Question

A shopkeeper sells half of the grains plus $3 \, \text{kg}$ of grains to Customer 1, and then sells another half of the remaining grains plus $3 \, \text{kg}$ to Customer 2. When the 3rd customer arrives, there are no grains left.
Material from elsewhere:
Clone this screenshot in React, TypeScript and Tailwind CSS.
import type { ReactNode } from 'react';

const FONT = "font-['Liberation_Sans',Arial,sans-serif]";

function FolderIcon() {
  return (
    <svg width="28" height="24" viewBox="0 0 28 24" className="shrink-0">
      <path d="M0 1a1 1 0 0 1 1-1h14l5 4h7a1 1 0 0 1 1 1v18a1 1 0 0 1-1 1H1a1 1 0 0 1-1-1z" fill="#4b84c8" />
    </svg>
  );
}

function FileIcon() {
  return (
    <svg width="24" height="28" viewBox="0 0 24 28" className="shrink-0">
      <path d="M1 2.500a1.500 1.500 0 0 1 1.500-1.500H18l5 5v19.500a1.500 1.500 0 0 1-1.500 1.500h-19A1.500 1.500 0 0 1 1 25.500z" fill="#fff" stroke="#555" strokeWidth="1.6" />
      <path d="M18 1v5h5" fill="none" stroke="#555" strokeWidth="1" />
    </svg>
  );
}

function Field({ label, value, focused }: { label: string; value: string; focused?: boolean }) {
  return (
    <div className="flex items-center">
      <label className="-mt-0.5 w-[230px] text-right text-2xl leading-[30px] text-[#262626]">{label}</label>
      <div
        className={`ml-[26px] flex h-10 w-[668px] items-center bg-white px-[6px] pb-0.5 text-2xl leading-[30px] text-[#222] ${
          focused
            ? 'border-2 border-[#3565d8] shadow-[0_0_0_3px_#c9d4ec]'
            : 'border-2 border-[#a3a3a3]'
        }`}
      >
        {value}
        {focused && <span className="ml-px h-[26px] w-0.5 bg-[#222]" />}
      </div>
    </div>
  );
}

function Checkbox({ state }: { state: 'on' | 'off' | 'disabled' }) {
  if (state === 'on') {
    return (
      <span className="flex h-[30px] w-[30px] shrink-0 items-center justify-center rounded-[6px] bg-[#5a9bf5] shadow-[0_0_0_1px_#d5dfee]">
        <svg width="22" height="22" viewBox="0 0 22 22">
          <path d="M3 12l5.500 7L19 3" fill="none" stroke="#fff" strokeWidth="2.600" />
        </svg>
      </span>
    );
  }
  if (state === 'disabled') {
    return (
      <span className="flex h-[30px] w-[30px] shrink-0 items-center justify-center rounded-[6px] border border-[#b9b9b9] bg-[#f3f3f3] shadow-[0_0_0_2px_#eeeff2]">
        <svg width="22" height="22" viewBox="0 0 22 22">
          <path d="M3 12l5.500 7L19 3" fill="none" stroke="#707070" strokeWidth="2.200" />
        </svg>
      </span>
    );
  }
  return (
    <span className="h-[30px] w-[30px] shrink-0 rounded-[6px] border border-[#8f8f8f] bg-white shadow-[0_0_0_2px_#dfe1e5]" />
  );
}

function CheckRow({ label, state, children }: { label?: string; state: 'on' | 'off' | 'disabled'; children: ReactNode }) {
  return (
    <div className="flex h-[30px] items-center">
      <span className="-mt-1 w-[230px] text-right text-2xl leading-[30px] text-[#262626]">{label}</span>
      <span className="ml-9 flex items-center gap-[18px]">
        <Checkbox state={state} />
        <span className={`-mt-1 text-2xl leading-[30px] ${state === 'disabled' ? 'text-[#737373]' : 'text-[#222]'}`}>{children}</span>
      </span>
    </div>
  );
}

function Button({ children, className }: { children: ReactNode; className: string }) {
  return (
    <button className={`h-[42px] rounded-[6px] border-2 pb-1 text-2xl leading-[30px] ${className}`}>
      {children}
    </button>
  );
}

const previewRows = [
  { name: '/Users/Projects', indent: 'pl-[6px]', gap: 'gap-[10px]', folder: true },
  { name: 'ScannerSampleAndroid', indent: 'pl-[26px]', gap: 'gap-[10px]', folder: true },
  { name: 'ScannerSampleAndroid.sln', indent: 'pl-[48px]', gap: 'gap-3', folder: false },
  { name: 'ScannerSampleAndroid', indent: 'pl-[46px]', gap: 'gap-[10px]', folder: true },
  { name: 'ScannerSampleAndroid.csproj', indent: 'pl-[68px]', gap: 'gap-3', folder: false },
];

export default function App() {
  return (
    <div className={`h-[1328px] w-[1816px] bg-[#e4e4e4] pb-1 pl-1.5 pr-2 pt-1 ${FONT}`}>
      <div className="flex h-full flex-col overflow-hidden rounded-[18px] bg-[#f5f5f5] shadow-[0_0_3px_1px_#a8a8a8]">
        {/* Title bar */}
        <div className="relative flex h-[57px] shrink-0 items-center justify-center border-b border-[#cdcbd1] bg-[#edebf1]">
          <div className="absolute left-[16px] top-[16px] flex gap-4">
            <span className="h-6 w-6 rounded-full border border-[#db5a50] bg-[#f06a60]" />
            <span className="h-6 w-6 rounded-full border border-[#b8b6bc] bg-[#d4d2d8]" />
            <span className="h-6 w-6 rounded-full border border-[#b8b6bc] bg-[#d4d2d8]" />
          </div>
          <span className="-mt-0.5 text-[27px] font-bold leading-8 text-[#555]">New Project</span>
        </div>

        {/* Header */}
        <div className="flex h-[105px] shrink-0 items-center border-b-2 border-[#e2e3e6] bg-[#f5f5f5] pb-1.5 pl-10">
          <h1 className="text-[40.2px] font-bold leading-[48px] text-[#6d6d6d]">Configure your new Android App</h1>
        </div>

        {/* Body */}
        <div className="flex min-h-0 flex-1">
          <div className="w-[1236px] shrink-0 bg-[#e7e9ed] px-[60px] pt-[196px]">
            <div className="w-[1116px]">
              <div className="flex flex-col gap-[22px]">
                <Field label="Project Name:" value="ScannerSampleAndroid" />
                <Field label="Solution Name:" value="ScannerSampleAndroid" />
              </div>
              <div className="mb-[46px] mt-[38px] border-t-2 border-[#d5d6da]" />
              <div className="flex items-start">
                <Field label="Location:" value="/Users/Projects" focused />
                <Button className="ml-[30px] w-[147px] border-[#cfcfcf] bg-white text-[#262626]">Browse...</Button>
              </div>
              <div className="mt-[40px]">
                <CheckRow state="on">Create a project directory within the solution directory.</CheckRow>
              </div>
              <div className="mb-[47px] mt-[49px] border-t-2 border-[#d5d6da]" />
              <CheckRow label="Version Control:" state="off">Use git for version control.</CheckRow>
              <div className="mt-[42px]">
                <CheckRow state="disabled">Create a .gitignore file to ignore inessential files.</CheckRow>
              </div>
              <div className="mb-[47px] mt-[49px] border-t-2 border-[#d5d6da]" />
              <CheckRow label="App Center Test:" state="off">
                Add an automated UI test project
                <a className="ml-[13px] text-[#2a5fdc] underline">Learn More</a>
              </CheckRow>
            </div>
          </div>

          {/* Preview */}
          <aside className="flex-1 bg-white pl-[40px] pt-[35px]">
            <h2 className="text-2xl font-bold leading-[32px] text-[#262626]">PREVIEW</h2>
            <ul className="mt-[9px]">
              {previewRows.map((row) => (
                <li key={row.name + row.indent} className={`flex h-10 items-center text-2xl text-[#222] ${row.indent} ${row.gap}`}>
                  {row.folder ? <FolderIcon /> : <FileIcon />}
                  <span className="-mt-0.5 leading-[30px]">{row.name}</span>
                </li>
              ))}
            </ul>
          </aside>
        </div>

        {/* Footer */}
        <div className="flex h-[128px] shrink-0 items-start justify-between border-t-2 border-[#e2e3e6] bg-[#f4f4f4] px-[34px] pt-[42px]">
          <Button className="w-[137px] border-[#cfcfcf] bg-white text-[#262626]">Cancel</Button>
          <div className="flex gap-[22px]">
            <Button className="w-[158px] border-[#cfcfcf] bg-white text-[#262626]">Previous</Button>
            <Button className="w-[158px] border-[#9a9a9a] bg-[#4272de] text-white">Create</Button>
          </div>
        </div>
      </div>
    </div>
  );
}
Find the total grains that were initially present.

• A. 10
• B. 36
• C. 42
• D. 18

Answer 1

Answer: (D)

18

Answer 2

Let the total grains initially be $x$ kg.
Step 1: Sales to Customer 1
The shopkeeper sells half of the grains plus 3 kg to Customer 1. The remaining grains are:
$\text{Remaining grains} = x - \left(\frac{x}{2} + 3\right).$
Simplify:
$\text{Remaining grains} = \frac{x}{2} - 3.$
Step 2: Sales to Customer 2
The shopkeeper sells half of the remaining grains plus 3 kg to Customer 2. The remaining grains are:
$\text{Remaining grains} = \left(\frac{x}{2} - 3\right) - \left(\frac{\frac{x}{2} - 3}{2} + 3\right).$
Simplify step by step:
$\text{Remaining grains} = \frac{x}{2} - 3 - \frac{\frac{x}{2} - 3}{2} - 3.$
Combine terms:
$\text{Remaining grains} = \frac{x}{2} - 3 - \frac{x}{4} + \frac{3}{2} - 3.$
Simplify further:
$\text{Remaining grains} = \frac{2x}{4} - \frac{x}{4} - 6 + \frac{3}{2}.$
$\text{Remaining grains} = \frac{x}{4} - \frac{9}{2}.$
Step 3: Sales to Customer 3
When Customer 3 arrives, no grains are left:
$\frac{x}{4} - \frac{9}{2} = 0.$
Solve for $x$:
$\frac{x}{4} = \frac{9}{2}.$
Multiply through by 4:
$x = 18.$